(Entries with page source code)
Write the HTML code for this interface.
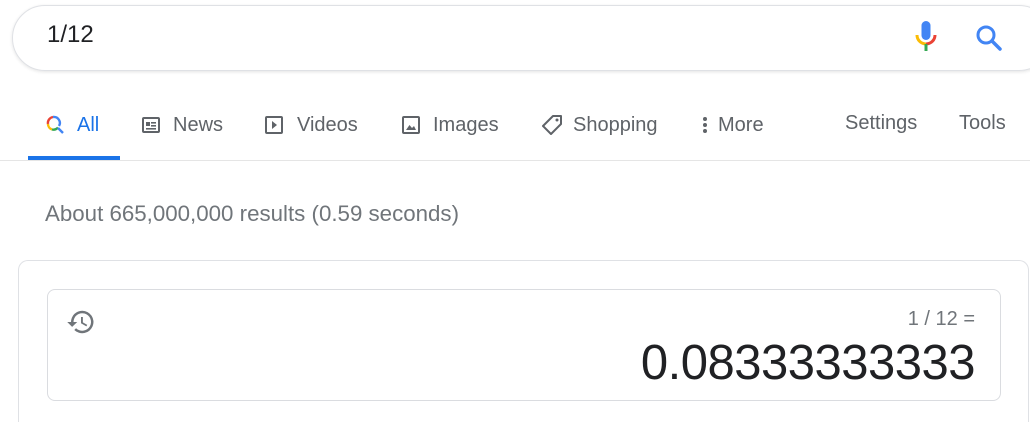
<!DOCTYPE html>
<html><head><style>
*{margin:0;padding:0;box-sizing:border-box}
html,body{width:1030px;height:422px;overflow:hidden}
body{background:#fff;font-family:"Liberation Sans",Arial,sans-serif;position:relative}
.a{position:absolute}
.tab{position:absolute;top:113px;font-size:20px;color:#5f6368;line-height:24px;white-space:nowrap}
</style></head><body>
<div class="a" style="left:0;top:0;width:1030px;height:422px;overflow:hidden">
<div class="a" style="left:12px;top:5px;width:1040px;height:66px;border:1px solid #dfe1e5;border-radius:33px;box-shadow:0 1px 3px rgba(32,33,36,.12)"></div>
<div class="a" style="left:47px;top:21px;font-size:24px;color:#202124">1/12</div>
<svg class="a" style="left:912px;top:19px" width="28" height="36" viewBox="0 0 28 36">
<rect x="9.5" y="2" width="9" height="19" rx="4.5" fill="#4285f4"/>
<path d="M5 16 a9 9 0 0 0 9 9" stroke="#fbbc05" stroke-width="3" fill="none"/>
<path d="M14 25 a9 9 0 0 0 9 -9" stroke="#ea4335" stroke-width="3" fill="none"/>
<rect x="12.5" y="25" width="3" height="7" fill="#34a853"/>
</svg>
<svg class="a" style="left:974px;top:23px" width="30" height="30" viewBox="0 0 30 30">
<circle cx="12" cy="12" r="8" stroke="#4285f4" stroke-width="3" fill="none"/>
<path d="M18 18 L26 26" stroke="#4285f4" stroke-width="3.5" stroke-linecap="round"/>
</svg>
<svg class="a" style="left:45px;top:114px" width="22" height="22" viewBox="0 0 22 22">
<path d="M8 3 a6 6 0 0 0 -5 7" stroke="#ea4335" stroke-width="2.4" fill="none"/>
<path d="M3 10 a6 6 0 0 0 4 5.5" stroke="#fbbc05" stroke-width="2.4" fill="none"/>
<path d="M7 15.5 a6 6 0 0 0 6 -2" stroke="#34a853" stroke-width="2.4" fill="none"/>
<path d="M8 3 a6 6 0 0 1 6 9" stroke="#4285f4" stroke-width="2.4" fill="none"/>
<path d="M13 14 L18 19" stroke="#4285f4" stroke-width="2.4"/>
</svg>
<div class="tab" style="left:77px;color:#1a73e8">All</div>
<div class="a" style="left:28px;top:156px;width:92px;height:4px;background:#1a73e8"></div>
<div class="a" style="left:0;top:160px;width:1030px;height:1px;background:#e5e5e5"></div>
<svg class="a" style="left:141px;top:115px" width="20" height="20" viewBox="0 0 20 20"><rect x="2" y="3" width="16" height="14" rx="1" stroke="#5f6368" stroke-width="2" fill="none"/><rect x="5" y="7" width="4" height="4" fill="#5f6368"/><rect x="10" y="7" width="5" height="1.6" fill="#5f6368"/><rect x="10" y="10" width="5" height="1.6" fill="#5f6368"/><rect x="5" y="13" width="10" height="1.6" fill="#5f6368"/></svg>
<div class="tab" style="left:173px">News</div>
<svg class="a" style="left:264px;top:115px" width="20" height="20" viewBox="0 0 20 20"><rect x="2" y="2" width="16" height="16" rx="1" stroke="#5f6368" stroke-width="2" fill="none"/><path d="M8 6 L13 10 L8 14Z" fill="#5f6368"/></svg>
<div class="tab" style="left:297px">Videos</div>
<svg class="a" style="left:401px;top:115px" width="20" height="20" viewBox="0 0 20 20"><rect x="2" y="2" width="16" height="16" rx="1" stroke="#5f6368" stroke-width="2" fill="none"/><path d="M5 15 L8.5 10 L11 13 L13 11 L15 15Z" fill="#5f6368"/></svg>
<div class="tab" style="left:433px">Images</div>
<svg class="a" style="left:540px;top:113px" width="24" height="24" viewBox="0 0 24 24"><path d="M13 3 L21 3 L21 11 L11 21 L3 13Z" stroke="#5f6368" stroke-width="2" fill="none" stroke-linejoin="round"/><circle cx="17" cy="7" r="1.5" fill="#5f6368"/></svg>
<div class="tab" style="left:573px">Shopping</div>
<svg class="a" style="left:700px;top:115px" width="10" height="20" viewBox="0 0 10 20"><circle cx="5" cy="4" r="2" fill="#5f6368"/><circle cx="5" cy="10" r="2" fill="#5f6368"/><circle cx="5" cy="16" r="2" fill="#5f6368"/></svg>
<div class="tab" style="left:718px">More</div>
<div class="tab" style="left:845px;top:111px">Settings</div>
<div class="tab" style="left:959px;top:111px">Tools</div>
<div class="a" style="left:45px;top:201px;font-size:22.3px;color:#70757a;white-space:nowrap">About 665,000,000 results (0.59 seconds)</div>
<div class="a" style="left:18px;top:260px;width:1011px;height:162px;border:1px solid #dfe1e5;border-bottom:none;border-radius:10px 10px 0 0"></div>
<div class="a" style="left:47px;top:289px;width:954px;height:112px;border:1px solid #dadce0;border-radius:8px"></div>
<svg class="a" style="left:66px;top:307px" width="30" height="30" viewBox="0 0 24 24"><path fill="#70757a" d="M13 3a9 9 0 0 0-9 9H1l3.9 3.9L9 12H6a7 7 0 1 1 2.05 4.95l-1.42 1.42A9 9 0 1 0 13 3zm-1 5v5l4.28 2.54.72-1.21-3.5-2.08V8H12z"/></svg>
<div class="a" style="right:55px;top:308px;font-size:20px;color:#70757a;white-space:nowrap">1 / 12 =</div>
<div class="a" style="right:55px;top:335px;font-size:49px;color:#202124;letter-spacing:-0.5px">0.08333333333</div>
</div>
</body></html>
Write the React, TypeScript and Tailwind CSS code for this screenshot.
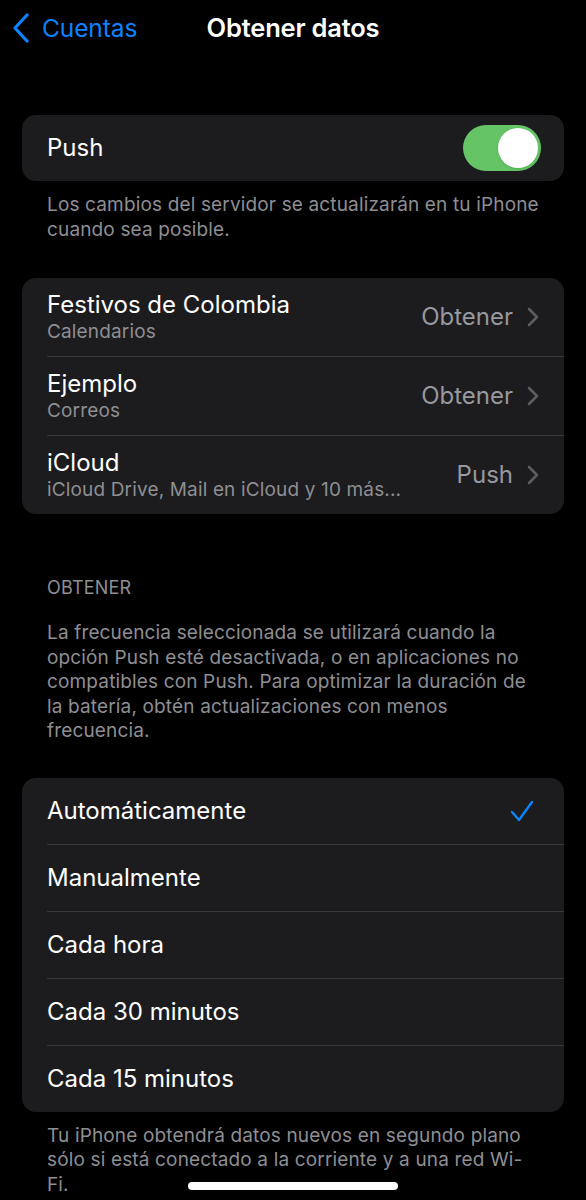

**What is asked**
All entries must be written out again exactly as given, with no pictures in the copy.

**Result of this task**
Write the HTML code for this interface.
<!DOCTYPE html>
<html><head><style>
*{margin:0;padding:0;box-sizing:border-box}
html,body{width:1030px;height:422px;overflow:hidden}
body{background:#fff;font-family:"Liberation Sans",Arial,sans-serif;position:relative}
.a{position:absolute}
.tab{position:absolute;top:113px;font-size:20px;color:#5f6368;line-height:24px;white-space:nowrap}
</style></head><body>
<div class="a" style="left:0;top:0;width:1030px;height:422px;overflow:hidden">
<div class="a" style="left:12px;top:5px;width:1040px;height:66px;border:1px solid #dfe1e5;border-radius:33px;box-shadow:0 1px 3px rgba(32,33,36,.12)"></div>
<div class="a" style="left:47px;top:21px;font-size:24px;color:#202124">1/12</div>
<svg class="a" style="left:912px;top:19px" width="28" height="36" viewBox="0 0 28 36">
<rect x="9.5" y="2" width="9" height="19" rx="4.5" fill="#4285f4"/>
<path d="M5 16 a9 9 0 0 0 9 9" stroke="#fbbc05" stroke-width="3" fill="none"/>
<path d="M14 25 a9 9 0 0 0 9 -9" stroke="#ea4335" stroke-width="3" fill="none"/>
<rect x="12.5" y="25" width="3" height="7" fill="#34a853"/>
</svg>
<svg class="a" style="left:974px;top:23px" width="30" height="30" viewBox="0 0 30 30">
<circle cx="12" cy="12" r="8" stroke="#4285f4" stroke-width="3" fill="none"/>
<path d="M18 18 L26 26" stroke="#4285f4" stroke-width="3.5" stroke-linecap="round"/>
</svg>
<svg class="a" style="left:45px;top:114px" width="22" height="22" viewBox="0 0 22 22">
<path d="M8 3 a6 6 0 0 0 -5 7" stroke="#ea4335" stroke-width="2.4" fill="none"/>
<path d="M3 10 a6 6 0 0 0 4 5.5" stroke="#fbbc05" stroke-width="2.4" fill="none"/>
<path d="M7 15.5 a6 6 0 0 0 6 -2" stroke="#34a853" stroke-width="2.4" fill="none"/>
<path d="M8 3 a6 6 0 0 1 6 9" stroke="#4285f4" stroke-width="2.4" fill="none"/>
<path d="M13 14 L18 19" stroke="#4285f4" stroke-width="2.4"/>
</svg>
<div class="tab" style="left:77px;color:#1a73e8">All</div>
<div class="a" style="left:28px;top:156px;width:92px;height:4px;background:#1a73e8"></div>
<div class="a" style="left:0;top:160px;width:1030px;height:1px;background:#e5e5e5"></div>
<svg class="a" style="left:141px;top:115px" width="20" height="20" viewBox="0 0 20 20"><rect x="2" y="3" width="16" height="14" rx="1" stroke="#5f6368" stroke-width="2" fill="none"/><rect x="5" y="7" width="4" height="4" fill="#5f6368"/><rect x="10" y="7" width="5" height="1.6" fill="#5f6368"/><rect x="10" y="10" width="5" height="1.6" fill="#5f6368"/><rect x="5" y="13" width="10" height="1.6" fill="#5f6368"/></svg>
<div class="tab" style="left:173px">News</div>
<svg class="a" style="left:264px;top:115px" width="20" height="20" viewBox="0 0 20 20"><rect x="2" y="2" width="16" height="16" rx="1" stroke="#5f6368" stroke-width="2" fill="none"/><path d="M8 6 L13 10 L8 14Z" fill="#5f6368"/></svg>
<div class="tab" style="left:297px">Videos</div>
<svg class="a" style="left:401px;top:115px" width="20" height="20" viewBox="0 0 20 20"><rect x="2" y="2" width="16" height="16" rx="1" stroke="#5f6368" stroke-width="2" fill="none"/><path d="M5 15 L8.5 10 L11 13 L13 11 L15 15Z" fill="#5f6368"/></svg>
<div class="tab" style="left:433px">Images</div>
<svg class="a" style="left:540px;top:113px" width="24" height="24" viewBox="0 0 24 24"><path d="M13 3 L21 3 L21 11 L11 21 L3 13Z" stroke="#5f6368" stroke-width="2" fill="none" stroke-linejoin="round"/><circle cx="17" cy="7" r="1.5" fill="#5f6368"/></svg>
<div class="tab" style="left:573px">Shopping</div>
<svg class="a" style="left:700px;top:115px" width="10" height="20" viewBox="0 0 10 20"><circle cx="5" cy="4" r="2" fill="#5f6368"/><circle cx="5" cy="10" r="2" fill="#5f6368"/><circle cx="5" cy="16" r="2" fill="#5f6368"/></svg>
<div class="tab" style="left:718px">More</div>
<div class="tab" style="left:845px;top:111px">Settings</div>
<div class="tab" style="left:959px;top:111px">Tools</div>
<div class="a" style="left:45px;top:201px;font-size:22.3px;color:#70757a;white-space:nowrap">About 665,000,000 results (0.59 seconds)</div>
<div class="a" style="left:18px;top:260px;width:1011px;height:162px;border:1px solid #dfe1e5;border-bottom:none;border-radius:10px 10px 0 0"></div>
<div class="a" style="left:47px;top:289px;width:954px;height:112px;border:1px solid #dadce0;border-radius:8px"></div>
<svg class="a" style="left:66px;top:307px" width="30" height="30" viewBox="0 0 24 24"><path fill="#70757a" d="M13 3a9 9 0 0 0-9 9H1l3.9 3.9L9 12H6a7 7 0 1 1 2.05 4.95l-1.42 1.42A9 9 0 1 0 13 3zm-1 5v5l4.28 2.54.72-1.21-3.5-2.08V8H12z"/></svg>
<div class="a" style="right:55px;top:308px;font-size:20px;color:#70757a;white-space:nowrap">1 / 12 =</div>
<div class="a" style="right:55px;top:335px;font-size:49px;color:#202124;letter-spacing:-0.5px">0.08333333333</div>
</div>
</body></html>
Write the React, TypeScript and Tailwind CSS code for this screenshot.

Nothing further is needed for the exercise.